How big would you say he was?
Stocky, about same as Peppy but more stockier like. Skinhead haircut."
So there was reference to this appellant and there was also reference to this witness not having heard the appellant through his closed door as the incident apparently was going on.
"Yes, well, but I have, as I already said, I have to strike a balance between the interests of one defendant, and the interests of another, and the evidence is hearsay evidence, which of course we all know is admissible in many different circumstances, but here it is strongly opposed by a co-defendant who has done everything that he should have done to get the witness here. That is to say to indicate from the first proper moment, which is the plea and case management hearing, that he wants this witness, and this witness is not here, and yet it is to be said that, subject, of course, to the direction that the jury would be given, that, of course, hearsay evidence is not of the same quality as live oral evidence, subject to that, the evidence is going to be given."
That may be a mistranscription because on the following page the judge said, and this was his decision:
"In any event, I have an overriding, have I not, duty to ensure a fair trial, and a fair trial means a trial that is fair to everybody. For two defendants it has to be fair to both, and here, as sometimes happens, a balance has to be struck between the interests of two defendants where those diverge.
I am bound to say, it seems to me, quite clear, that the interests of the co-defendant prevail here because he has made it clear that he wants the witness here to give live oral evidence and that is not happening."
"(1)In criminal proceedings a statement not made in oral evidence in the proceedings is admissible as evidence of any matter stated if—
(a)oral evidence given in the proceedings by the person who made the statement would be admissible as evidence of that matter
(b)the person who made the statement (the relevant person) is identified to the court's satisfaction, and
(c)any of the five conditions mentioned in subsection (2) is satisfied."
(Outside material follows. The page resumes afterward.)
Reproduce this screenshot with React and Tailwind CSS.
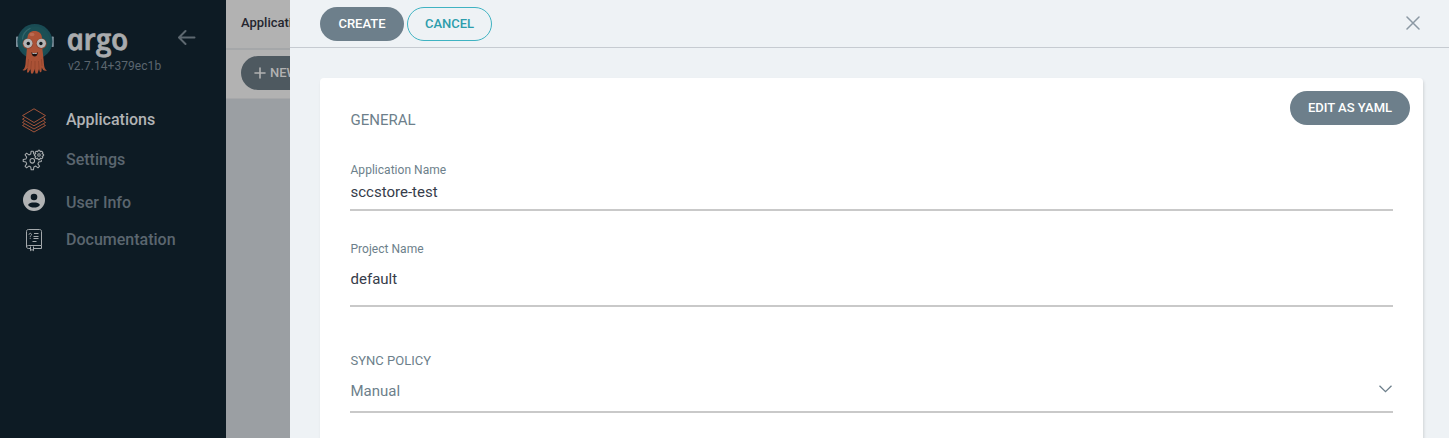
import React from 'react';

function Octopus() {
  return (
    <svg width="40" height="52" viewBox="0 0 40 52">
      <rect x="1" y="13.500" width="2.500" height="10.500" rx="0.800" fill="#7d8f9b" />
      <rect x="36.300" y="13.500" width="2.500" height="10.500" rx="0.800" fill="#7d8f9b" />
      <circle cx="19.900" cy="18.500" r="17.500" fill="#194b54" />
      <circle cx="19.900" cy="18.500" r="15.300" fill="#1b4f55" />
      <path d="M7.500 16C8 11 11 7.500 15 5.500" fill="none" stroke="#34666c" strokeWidth="1.200" strokeLinecap="round" />
      <path
        d="M12.500 15C12.500 10.500 15.500 8 19.500 8S27 10.500 27 15C27 21 27.400 26 28 31.500L28.700 38C29 43 29.500 46.500 32 47.500C29.500 48.500 27.500 47 26.800 44.500L26.500 48.500L25 49.500L24 46L22.500 50.500L20.500 50.500L19.700 46L18 50.500L16 50.500L15.500 46L13.500 49.500L12 49.500L12.500 44.500C11.500 47 9.500 48.500 7.500 47C9.800 46 10.500 43 10.700 38L11.500 30C12.200 25 12.500 20 12.500 15Z"
        fill="#ab5236"
      />
      <path d="M13.500 36L12.700 44M16.500 38L15.700 47M20 38V48M23.500 38L24.200 47M26.300 36L27 43" fill="none" stroke="#8a3f29" strokeWidth="0.600" />
      <ellipse cx="17" cy="11.500" rx="2.600" ry="1.800" fill="#bb6a50" />
      <circle cx="12.900" cy="20.500" r="5.300" fill="#8f452f" />
      <circle cx="26.300" cy="20.500" r="5.300" fill="#8f452f" />
      <circle cx="12.900" cy="20.300" r="4.600" fill="#b4b4b4" />
      <circle cx="26.300" cy="20.300" r="4.600" fill="#b4b4b4" />
      <circle cx="13.300" cy="20.500" r="1.700" fill="#10171b" />
      <circle cx="25.900" cy="20.500" r="1.700" fill="#10171b" />
      <path d="M16.300 29.200Q19.600 31 23 29.200Q22.300 33.400 19.700 33.400Q17 33.400 16.300 29.200Z" fill="#1b1213" />
      <path d="M17.300 29.800Q19.600 30.700 22 29.800L21.700 30.900H17.600Z" fill="#b4b4b4" />
    </svg>
  );
}

function LayersIcon() {
  return (
    <svg width="26" height="26" viewBox="0 0 26 26" fill="none" stroke="#a1543a" strokeWidth="1" strokeLinejoin="round">
      <path d="M13 1.800L24.500 8.600L13 15.500L1.500 8.600Z" />
      <path d="M3.500 10.800L1.500 12.200L13 18.800L24.500 12.200L22.500 10.800" />
      <path d="M3.500 14.100L1.500 15.500L13 22L24.500 15.500L22.500 14.100" />
      <path d="M3.500 17.300L1.500 18.500L13 25L24.500 18.500L22.500 17.300" />
    </svg>
  );
}

function GearsIcon() {
  return (
    <svg width="24" height="24" viewBox="0 0 24 24" fill="none" stroke="#a9adaf" strokeWidth="1.050" strokeLinejoin="round">
      <path d="M11.700 6.200L11.300 3.200H9.100L8.700 6.100L6.900 6.900L4.600 5.200L3 6.800L4.700 9.100L4 10.900L1.200 11.400V13.600L4 14.100L4.700 15.900L3 18.200L4.600 19.800L6.900 18.100L8.700 18.900L9.200 21.800H11.400L11.900 18.900L13.700 18.100L16 19.800L17.600 18.200L15.900 15.900L16.700 14.100L19.300 13.600V12" />
      <circle cx="10.300" cy="12.800" r="2.300" />
      <path d="M16.200 2.300H17.800L18.200 3.800L19.600 3.200L20.800 4.400L20.100 5.700L21.600 6.200V7.800L20.100 8.300L20.800 9.600L19.600 10.800L18.200 10.100L17.800 11.600H16.200L15.700 10.100L14.300 10.800L13.100 9.600L13.800 8.300L12.400 7.800V6.200L13.800 5.700L13.100 4.400L14.300 3.200L15.700 3.800Z" />
      <circle cx="17" cy="7" r="1.300" />
    </svg>
  );
}

function UserIcon() {
  return (
    <svg width="22" height="22" viewBox="0 0 22 22">
      <circle cx="11" cy="11" r="11" fill="#b1b3b4" />
      <circle cx="11" cy="8" r="3.300" fill="#0d1b24" />
      <path d="M5 16C6 13.800 8.200 13.500 11 13.500S16 13.800 17 16C15.500 17.800 13.500 18.600 11 18.600S6.500 17.800 5 16Z" fill="#0d1b24" />
    </svg>
  );
}

function BookIcon() {
  return (
    <svg width="18" height="24" viewBox="0 0 18 24" fill="none" stroke="#a4a9ac" strokeWidth="1">
      <path d="M5.500 20.500H3.500C1 20.500 1 17.500 3.500 17.500H16.500V3.500C16.500 2.200 15.800 1.500 14.500 1.500H3.500C2.200 1.500 1.500 2.200 1.500 3.500V19" />
      <path d="M8.500 20.500H16.500V17.500M5.500 18.500V22.700L7 21.500L8.500 22.700V18.500" />
      <path d="M4 6.700C4 4.800 6.700 5 6.500 6.700C6.400 7.800 5.200 7.500 5.200 8.800M5.200 9.800V10.800M9 5.500H13.500M8.500 8.500H13.500M8.500 10.500H13.500M7.500 13.500H11.500" />
    </svg>
  );
}

function NavItem({ icon, label, className }) {
  return (
    <div className={`flex items-center ${className}`}>
      <span className="flex w-[68px] shrink-0 justify-center">{icon}</span>
      <span className="-ml-0.5 text-[16px] leading-5 font-medium">{label}</span>
    </div>
  );
}

function Sidebar() {
  return (
    <aside className="h-full w-[226px] shrink-0 bg-[#0d1b24] text-[#5b666f]">
      <div className="flex h-[99px] pt-[23px] pl-[15px]">
        <Octopus />
        <div className="ml-[13px] w-[110px]">
          <div className="-ml-[4px] h-[34px] origin-left skew-x-12 pl-[2px] font-['Open_Sans',sans-serif] text-[30px] leading-[32px] font-semibold tracking-[-0.3px] text-[#a9abad] italic [-webkit-text-stroke:0.7px_#a9abad]">argo</div>
          <div className="text-[12px] leading-[18px] tracking-[0.06px]">v2.7.14+379ec1b</div>
        </div>
        <svg className="mt-[6px]" width="18" height="18" viewBox="0 0 18 18" fill="none" stroke="#5d6870" strokeWidth="2" strokeLinecap="round" strokeLinejoin="round">
          <path d="M16.500 8.500H1.500M7.500 2L1 8.500L7.500 15" />
        </svg>
      </div>
      <nav>
        <NavItem icon={<LayersIcon />} label="Applications" className="h-[42px] text-[#b1b3b5]" />
        <NavItem icon={<GearsIcon />} label="Settings" className="h-[38px]" />
        <div className="flex h-[46px]">
          <span className="flex w-[66px] shrink-0 justify-center pt-[10px] pl-[2px]"><UserIcon /></span>
          <span className="pt-[14px] text-[16px] leading-5 font-medium">User Info</span>
        </div>
        <NavItem icon={<BookIcon />} label="Documentation" className="h-[30px]" />
      </nav>
    </aside>
  );
}

function PageBehind() {
  return (
    <div className="h-full w-16 shrink-0 overflow-hidden bg-[#9b9fa3] whitespace-nowrap">
      <div className="h-[50px] border-b-2 border-[#a5a7a9] bg-[#b2b2b2] pt-[13px] pl-[15px] text-[13px] leading-5 font-medium text-[#25262f]">Applications</div>
      <div className="h-[49px] border-b border-[#a7a8aa] bg-[#b2b2b2] pt-[6px] pl-[15px]">
        <div className="flex h-[34px] w-[120px] items-center rounded-full bg-[#4e5960] pl-[13px] text-[13px] font-medium text-[#b2b2b2]">
          <svg className="mr-[4px]" width="12" height="12" viewBox="0 0 12 12" stroke="currentColor" strokeWidth="1.600" strokeLinecap="round">
            <path d="M6 1V11M1 6H11" />
          </svg>
          NEW APP
        </div>
      </div>
    </div>
  );
}

export default function App() {
  return (
    <div className="flex h-[438px] w-full overflow-hidden font-[Roboto,sans-serif]">
      <Sidebar />
      <PageBehind />
      <main className="h-full min-w-0 flex-1 bg-[#eef2f5]">
        <header className="flex h-12 items-start gap-[3px] border-b border-[#c6cbd1] pt-[7px] pl-[30px]">
          <button className="h-[34px] w-[84px] rounded-full bg-[#6d7f8b] text-[13px] font-medium text-white">CREATE</button>
          <button className="h-[34px] w-[85px] rounded-full border border-[#3fb3c2] text-[13px] font-medium text-[#2d9dac]">CANCEL</button>
          <svg className="mt-[9px] mr-[29px] ml-auto" width="14" height="14" viewBox="0 0 14 14" stroke="#8b98a3" strokeWidth="1.500" strokeLinecap="round">
            <path d="M1 1L13 13M13 1L1 13" />
          </svg>
        </header>
        <section className="mt-[30px] mr-[26px] ml-[30px] h-[400px] rounded-[4px] bg-white pl-[30px] shadow-[1px_2px_3px_rgba(0,0,0,0.12)]">
          <div className="flex h-[82px] justify-between pt-[13px] pr-[13px]">
            <h2 className="mt-[18px] pl-[0.5px] text-[15px] leading-[22px] text-[#6d7f8b]">GENERAL</h2>
            <button className="h-[34px] w-[120px] rounded-full bg-[#6d7f8b] text-[13px] font-medium text-white">EDIT AS YAML</button>
          </div>
          <div className="mr-[30px]">
            <div className="h-[51px] border-b-2 border-[#c9c9c9] pl-[0.5px]">
              <div className="text-[12px] leading-5 tracking-[0.03px] text-[#6d7f8b]">Application Name</div>
              <div className="pt-[1px] text-[15px] leading-[22px] text-[#363c4a]">sccstore-test</div>
            </div>
            <div className="mt-7 h-[68px] border-b-2 border-[#c9c9c9] pl-[0.5px]">
              <div className="text-[12px] leading-5 tracking-[0.03px] text-[#6d7f8b]">Project Name</div>
              <div className="pt-[9px] text-[15px] leading-[22px] text-[#363c4a]">default</div>
            </div>
            <div className="mt-11 h-[62px] border-b-2 border-[#c9c9c9] pl-[0.5px]">
              <div className="text-[13px] leading-5 text-[#6d7f8b]">SYNC POLICY</div>
              <div className="flex items-center justify-between pt-[9px] text-[15px] leading-[22px] text-[#6d7f8b]">
                Manual
                <svg className="-mt-[4px] mr-[1px]" width="13" height="8" viewBox="0 0 13 8" fill="none" stroke="#6d7f8b" strokeWidth="1.300">
                  <path d="M0.500 0.700L6.500 6.700L12.500 0.700" />
                </svg>
              </div>
            </div>
          </div>
        </section>
      </main>
    </div>
  );
}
One of the conditions in subsection (2) is subsection (2)(d) which provides:
"that the relevant person cannot be found although such steps as it is reasonably practicable to take to find him have been taken."
The position was that Mr Swinback-Slack was not present and could not at least immediately be found. Accordingly, if this had been approached in a structured way, questions would have needed to be considered whether such steps as it was reasonably practicable to take to find him had been taken.
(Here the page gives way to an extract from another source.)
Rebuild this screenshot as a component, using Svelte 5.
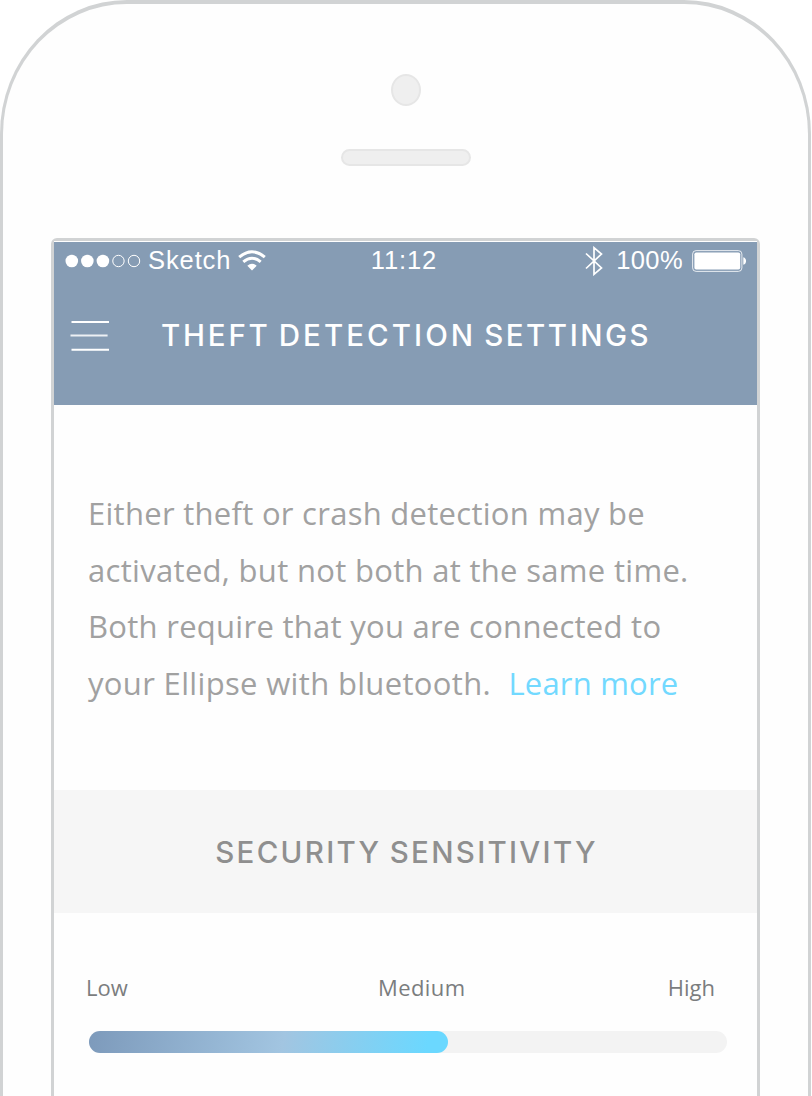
<script>
  const dots = [true, true, true, false, false];
  const lines = [
    { text: 'Either theft or crash detection may be', spacing: 0.28 },
    { text: 'activated, but not both at the same time.', spacing: 0.31 },
    { text: 'Both require that you are connected to', spacing: 0.28 },
  ];
  const level = 56.3;
</script>

<main class="phone">
  <div class="camera"></div>
  <div class="speaker"></div>

  <section class="screen">
    <header>
      <div class="status">
        <div class="carrier">
          <svg class="dots" width="76" height="14" viewBox="0 0 76 14">
            {#each dots as on, i}
              <circle cx={6.8 + i * 15.55} cy="7" r={on ? 6.3 : 5.7} fill={on ? '#fff' : 'none'} stroke={on ? 'none' : '#fff'} stroke-width="1" />
            {/each}
          </svg>
          <span class="name">Sketch</span>
          <svg class="wifi" width="28" height="21" viewBox="0 0 28 21">
            <g fill="none" stroke="#fff" stroke-width="3">
              <path d="M1.2 7.2Q14 -3.8 26.8 7.2" />
              <path d="M5.3 11.9Q14 4.5 22.7 11.9" />
            </g>
            <path d="M9.3 15.7Q14 11.6 18.7 15.7L14 20.6Z" fill="#fff" />
          </svg>
        </div>
        <span class="time">11:12</span>
        <div class="power">
          <svg width="18" height="30" viewBox="0 0 18 30">
            <path d="M1 7.5L16.5 22L9 28.3V1.7L16.5 8L1 22.5" fill="none" stroke="#fff" stroke-width="1.7" />
          </svg>
          <span class="percent">100%</span>
          <svg class="battery" width="55" height="22" viewBox="0 0 55 22">
            <rect x=".6" y=".6" width="49.3" height="20.8" rx="3.5" fill="none" stroke="#fff" stroke-opacity=".8" stroke-width="1" />
            <rect x="2.4" y="2.4" width="45.8" height="17.2" rx="1.8" fill="#fff" />
            <path d="M51.3 7.2C55 8 55 14 51.3 14.8Z" fill="#fff" />
          </svg>
        </div>
      </div>
      <div class="nav">
        <svg class="menu" width="40" height="32" viewBox="0 0 40 32">
          <g stroke="#fff" stroke-width="2">
            <path d="M1.5 2H39M1.5 29.8H39" />
            <path d="M.5 15.4H37.6" stroke-opacity=".85" />
          </g>
        </svg>
        <h1><span class="w1">THEFT</span> <span class="w2">DETECTION</span> <span class="w3">SETTINGS</span></h1>
      </div>
    </header>

    <div class="intro">
      {#each lines as line}<div style="letter-spacing: {line.spacing}px">{line.text}</div>{/each}<div class="last">your Ellipse with bluetooth. <span class="link">Learn more</span></div></div>

    <h2>SECURITY SENSITIVITY</h2>

    <div class="slider">
      <div class="labels"><span>Low</span><span class="mid">Medium</span><span>High</span></div>
      <div class="track"><div class="fill" style="width: {level}%"></div></div>
    </div>
  </section>
</main>

<style>
  :global(body) { background: #fff; overflow: hidden; }
  .phone {
    box-sizing: border-box;
    width: 811px;
    height: 1096px;
    overflow: hidden;
    border: 3.5px solid #d1d3d4;
    border-width: 4px 3px 0 3px;
    border-radius: 127px 127px 0 0 / 134px 134px 0 0;
    display: flex;
    flex-direction: column;
    align-items: center;
    background: #fefefe;
  }
  .camera, .speaker {
    box-sizing: border-box;
    flex: none;
    background: #efefef;
    border: 2px solid #e6e6e6;
  }
  .camera { width: 30px; height: 32px; border-radius: 50%; margin-top: 70px; margin-left: 1px; }
  .speaker { width: 130px; height: 17px; border-radius: 9px; margin-top: 43px; }
  .screen {
    box-sizing: border-box;
    flex: none;
    width: 709px;
    height: 900px;
    margin-top: 72px;
    border: 3px solid #d1d3d4;
    border-radius: 6px 6px 0 0;
    background: #fefefe;
    font-family: "Open Sans", "Noto Sans", sans-serif;
  }
  header {
    box-sizing: border-box;
    height: 164px;
    background: #869cb4;
    color: #fff;
    border-top: 1px solid #fff;
  }
  .status {
    display: grid;
    grid-template-columns: 1fr auto 1fr;
    height: 37px;
    align-items: center;
    padding: 0 10px 0 11px;
    font: 25.5px/30px "Liberation Sans", sans-serif;
  }
  .carrier, .power { display: flex; align-items: center; }
  .power { justify-content: flex-end; }
  .name, .time, .percent { margin-top: -2px; }
  .name { margin-left: 7px; letter-spacing: 0.9px; }
  .time { letter-spacing: 0.9px; margin-right: 4px; }
  .wifi { margin-left: 7px; }
  .percent { margin-left: 13px; letter-spacing: 0.4px; }
  .battery { margin-left: 9px; }
  .nav { display: flex; align-items: center; padding: 39px 0 0 16px; }
  h1, h2 { margin: 0; font-family: Inter, sans-serif; font-weight: 500; white-space: nowrap; }
  h1 { margin-left: 51px; margin-top: -1px; font-size: 29.5px; line-height: 36px; letter-spacing: 1.8px; word-spacing: -1.6px; }
  .w1 { letter-spacing: 2.8px; }
  .w2 { letter-spacing: 3.05px; }
  .w3 { letter-spacing: 2.5px; }
  .intro {
    height: 305px;
    padding: 80px 0 0 34px;
    font-size: 31px;
    line-height: 56.5px;
    color: #a1a1a1;
    white-space: nowrap;
  }
  .last { letter-spacing: 0.34px; }
  .link { color: #72d9ff; margin-left: 9px; letter-spacing: 0.2px; }
  h2 {
    height: 123px;
    line-height: 124px;
    background: #f6f6f6;
    color: #8f8f8f;
    font-size: 29.5px;
    text-align: center;
    letter-spacing: 2.3px;
    word-spacing: -1.8px;
    text-indent: 2px;
  }
  .slider { padding: 59px 30px 0 35px; }
  .labels {
    display: flex;
    justify-content: space-between;
    margin: 0 12px 0 -3px;
    font-size: 22px;
    line-height: 30px;
    color: #7b7d7e;
  }
  .mid { letter-spacing: 0.4px; margin: 0 -24px 0 24px; }
  .track { margin-top: 29px; height: 22px; border-radius: 11px; background: #f3f3f3; }
  .fill {
    height: 22px;
    border-radius: 11px;
    background: linear-gradient(100deg, #7d9abb 0%, #a2c5e1 54%, #6bd8ff 94%);
  }
</style>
"(1)In criminal proceedings the court may refuse to admit a statement as evidence of a matter stated if—
(a) the statement was made otherwise than in oral evidence in the proceedings, and
(b) the court is satisfied that the case for excluding the statement, taking account of the danger that to admit it would result in undue waste of time, substantially outweighs the case for admitting it, taking account of the value of the evidence."
Accordingly counsel now before the court agree, and this court is prepared to proceed on the basis that a structured approach by the judge in the present case would entitle the judge to have excluded the evidence if, in his judgment, taking account of the matters set out there, the exclusion of statement substantially outweighed the case for admitting it, taking account of the value of the evidence.
"(1)In criminal proceedings a statement not made in oral evidence in the proceedings is admissible as evidence of any matter stated if, but only if—
...
(d)the court is satisfied that it is in the interests of justice for it to be admissible."
Subsection (2) provides a whole list of considerations that the court should take into account, which we are not going to read but which bear upon such matters as reliability of the maker of the statement and the probative value of the statement. There is authority, which again we do not need to refer to, to the effect that the court should be cautious before admitting evidence simply under section 114(1)(d) of the 2003 Act.